Приписывать мышлению превосходство надо всем остальным — это гностицизм; считать этическую действительность субъекта единственной действительностью может показаться акосмизмом. То, что это может выглядеть так в глазах суетливого мыслителя, которому непременно нужно объяснить все, в глазах торопливого хлопотуна, объездившего весь мир, означает лишь, что у него есть весьма приблизительное представление о том, как важна этика для субъекта. Если бы этика отняла у такого суетливого мыслителя весь мир, но взамен позволила бы ему сохранить свою собственную сущность, он, по всей вероятности, воскликнул бы: «Разве это хоть что‑нибудь из себя представляет? Подобный пустяк не стоит и сохранять. Пусть уж пропадает вместе со всем остальным», — вот тогда можно действительно говорить об акосмизме. Но почему этот суетливый мыслитель столь неуважительно говорит и думает о себе самом? Скажем, если бы намерение было другим, и у него отняли бы весь мир, предложив взамен этическую действительность другого человека, — ну что ж, тогда он, пожалуй, был бы прав, отказавшись от такого обмена. Однако с этической точки зрения, для отдельного индивида его собственная этическая действительность должна значить больше, чем небо, и земля, и все, что там находится, больше, чем шесть тысяч лет всемирной истории, и даже больше, чем астрология, ветеринарная наука или что там еще востребовано нашим временем, — разумеется, с эстетической и интеллектуальной точки зрения такал позиция представляется ужасно узколобой. И если индивид не готов к этому —тем хуже для самого этого индивида, поскольку тогда у него не остается ничего вовсе, ибо ко всему остальному, чем он обладает, он находится в лучшем случае в отношении возможности.

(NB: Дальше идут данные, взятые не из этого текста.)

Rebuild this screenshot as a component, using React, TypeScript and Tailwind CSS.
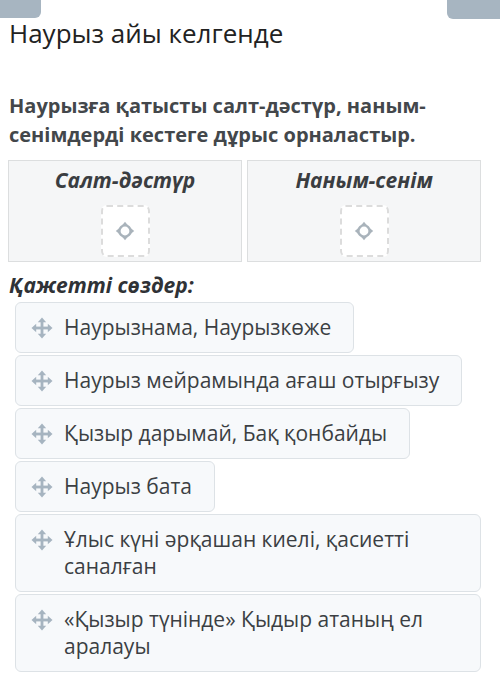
import React from 'react';

const words = [
  'Наурызнама, Наурызкөже',
  'Наурыз мейрамында ағаш отырғызу',
  'Қызыр дарымай, Бақ қонбайды',
  'Наурыз бата',
  'Ұлыс күні әрқашан киелі, қасиетті саналған',
  '«Қызыр түнінде» Қыдыр атаның ел аралауы',
];

const columns = ['Салт-дәстүр', 'Наным-сенім'];

function MoveIcon() {
  return (
    <svg width="22" height="22" viewBox="0 0 22 22" fill="#a6b4c0">
      <rect x="9.6" y="4" width="2.8" height="14" />
      <rect x="4" y="9.6" width="14" height="2.8" />
      <polygon points="11,0.5 6.8,5.2 15.2,5.2" />
      <polygon points="11,21.5 6.8,16.8 15.2,16.8" />
      <polygon points="0.5,11 5.2,6.8 5.2,15.2" />
      <polygon points="21.5,11 16.8,6.8 16.8,15.2" />
    </svg>
  );
}

function TargetIcon() {
  return (
    <svg width="20" height="20" viewBox="0 0 20 20">
      <circle cx="10" cy="10" r="5.6" fill="none" stroke="#a9b3bb" strokeWidth="2.4" />
      <g fill="#a9b3bb">
        <polygon points="10,0.8 7,4.4 13,4.4" />
        <polygon points="10,19.2 7,15.6 13,15.6" />
        <polygon points="0.8,10 4.4,7 4.4,13" />
        <polygon points="19.2,10 15.6,7 15.6,13" />
      </g>
    </svg>
  );
}

export default function App() {
  return (
    <div className="relative w-[500px] h-[682px] overflow-hidden bg-white font-['Open_Sans',sans-serif]">
      <div className="absolute left-0 top-0 w-[41px] h-[18px] bg-[#a7b5c1] rounded-br-[6px]" />
      <div className="absolute right-0 top-0 w-[53px] h-[19px] bg-[#a7b5c1] rounded-bl-[6px]" />

      <h1 className="pt-[16px] pl-[9px] text-[26px] leading-[34px] text-[#222] font-normal">
        Наурыз айы келгенде
      </h1>

      <p className="mt-[41px] pl-[9px] pr-[40px] text-[20px] leading-[29px] font-bold text-[#43474b]">
        Наурызға қатысты салт-дәстүр, наным-сенімдерді кестеге дұрыс орналастыр.
      </p>

      <div className="mt-[11px] ml-[8px] w-[473px] grid grid-cols-2 gap-[5px]">
        {columns.map((c) => (
          <div key={c} className="h-[102px] bg-[#f5f6f7] border border-[#dcdedf] flex flex-col items-center pt-[5px]">
            <div className="text-[21px] leading-[28px] font-bold italic text-[#3a3d41]">{c}</div>
            <div className="mt-[11px] w-[49px] h-[52px] bg-white rounded-[6px] border-2 border-dashed border-[#dcdcdc] flex items-center justify-center">
              <TargetIcon />
            </div>
          </div>
        ))}
      </div>

      <div className="mt-[9px] pl-[9px] text-[21px] leading-[28px] font-bold italic text-[#2f3236]">
        Қажетті сөздер:
      </div>

      <div className="mt-[3px] ml-[15px] w-[466px] flex flex-col items-start gap-[2px]">
        {words.map((w) => (
          <div
            key={w}
            className="flex items-start max-w-full bg-[#f7f9fb] border border-[#dde2e6] rounded-[6px] py-[11px] pl-[15px] pr-[22px]"
          >
            <div className="h-[27px] flex items-center shrink-0 mr-[11px]">
              <MoveIcon />
            </div>
            <span className="text-[21px] leading-[27px] text-[#3b3f43]">{w}</span>
          </div>
        ))}
      </div>
    </div>
  );
}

Как учит Аристотель, переход от возможности к действительности есть κινέσις, движение. Это нельзя ни выразить, ни понять на языке абстракции, поскольку абстракция не может дать движению время или место, которые предполагают движение — или же, в свою очередь, предполагаются им. Тут происходит остановка, а затем прыжок. Если кто‑нибудь скажет: это происходит только потому, что я мыслю нечто определенное и недостаточно абстрагируюсь, поскольку в противном случае я непременно заметил бы, что разрыва никакого нет, —я, как и прежде, отвечу: совершенно верно; если мыслить абстрактно, разрыва нет, но нет также и никакого перехода, поскольку с абстрактной точки зрения, все и так ужеестпь. Однако когда экзистенция дает движению время, а я сам воспроизвожу это заново, прыжок появляется, причем именно таким образом, каким только и может появиться прыжок: он либо должен произойти, либо уже был. Возьмем в качестве примера нечто из этической сферы. Сколько раз уже говорилось, что добро —уже само по себе награда, а потому делать добро —это не просто правильно, но и очень умно. Умный эвдемонист хорошо это понимает; продолжая мыслить в форме возможности, он способен подойти к добру возможно ближе, поскольку внутри возможности — как и внутри абстракции — имеется лишь видимость перехода. Однако как только приходит время, когда переход должен стать действительным, весь его ум рассеивается на мелкие возражения. Действительное время разъединяет для него добро и награду таким основательным, таким вечным образом, что весь его ум не способен вновь соединить их вместе, — и тогда эвдемонист, вежливо поблагодарив, отказывается от такого предложения. Желать добра —это и вправду самое умное, однако не так, как это понимает ум, но так, как это понимается самим добром. И переход тут достаточно ясен: это разрыв, по сути, это страдание. Между тем, когда слушаешь проповеди, часто возникает иллюзия, эвдемонистически преобразующая переход, необходимый для того, чтобы человек стал христианином, в пустую видимость, — а это значит, что слушатель оказался обманут, и сам переход так и не состоялся.

Субъективность есть истина; субъективность есть действительность.

Примечание. Необходимостьследует рассмотреть саму по себе. Когда современное спекулятивное мышление помещает необходимость вместе с толкованием всемирной истории, это неизбежно приводит к большой путанице, поскольку здесь смешиваются возможность, действительность и необходимость. В «Философских крохах» я попытался в двух словах показать, как это происходит.